Back in the lair of Helios and his army, Morgana comes to visit and Gwen perches on a rock and eavesdrops as Morgana plots with Helios to invade Camelot through the siege tunnels. The rock breaks under Gwen’s weight and Morgana and Helios know that they have been spied upon. Gwen takes off into the woods, knowing that she must warn Arthur at all costs. Morgana soon realises that Helios had Guinevere in his custody and she insists that they follow her. They search most of the day and the night but it seems that Gwen has evaded them for now.
In Camelot, things are looking very cosy between Mithian and Arthur and they head off on a hunt. Merlin makes his views on hunting quite clear but hey, killing defenceless animals is just sport, right? In another moment of plot genius, Morgana finally catches up with with, enchants her and turns her into a deer, putting her right in harm’s way of being shot at by the hunters.
Merlin certainly sees through the enchantment and recognises Gwen beneath the magic, using sorcery to deflect Arthur’s arrow. Mithian’s shot hits target though but at that point, Arthur discovers Gwen’s necklace and her betrothal ring. It is unlikely that he quite understands what has happened here or that he recognises Gwen but he calls off the hunt and shuns Mithian.
There are some great performances in this episode, especially from Bradley James as Arthur comes to terms with his confusion and anger over the betrayal and his lingering feelings for Gwen. I do think that Merlin overstepped his boundaries in this episode but once again, Colin Morgan gave a fine performance and I loved the scenes where he healed Gwen and counselled Arthur.
Janet Montgomery was delightful as Mithian and I look forward to seeing Terence Maynard reprise his role as Helios in the final two episodes of the season.

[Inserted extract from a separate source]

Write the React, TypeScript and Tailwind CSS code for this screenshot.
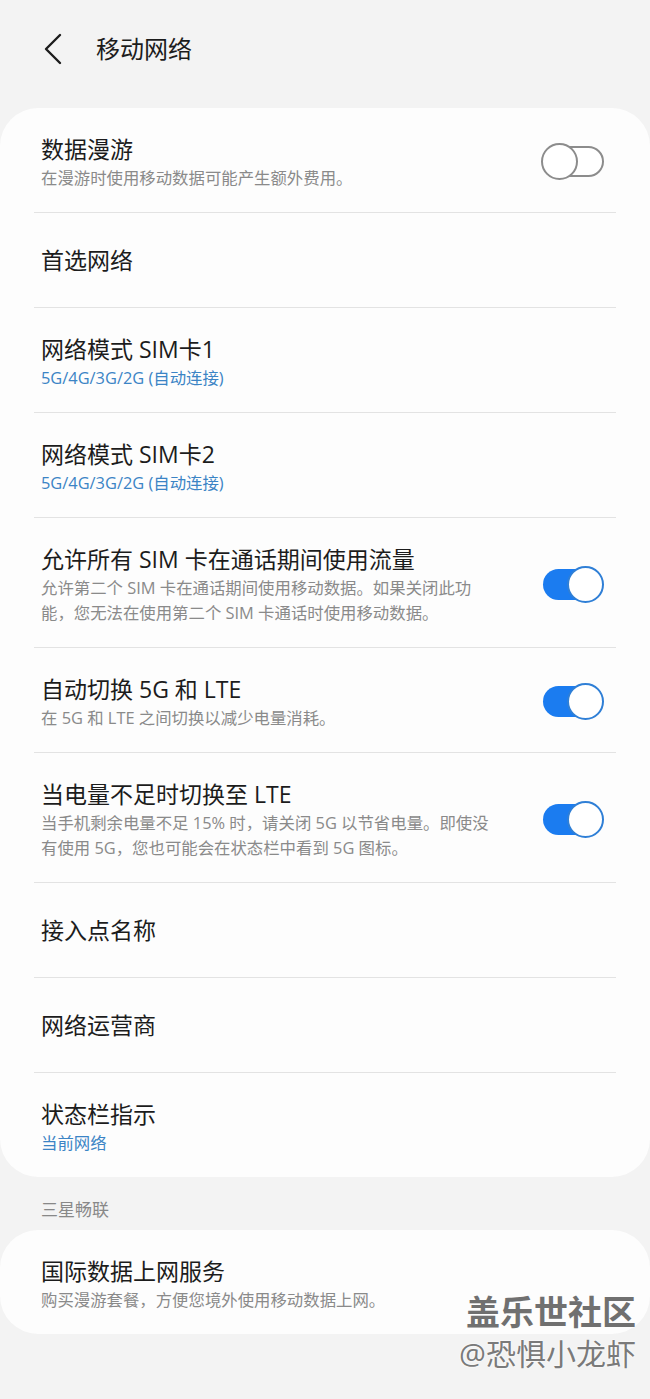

Most of all, I’m just really glad that Morgana and Agravaine have come up with a half decent plan to invade the palace and I look forward to the final story of the season, “The Sword in the Stone”. I think the next story arc is going to be incredible and will see Merlin crashing straight into Arthurian legend with the appearance of Tristan and Isolde, the famous sword in the stone and (hopefully) the return of magic to the kingdom of Camelot.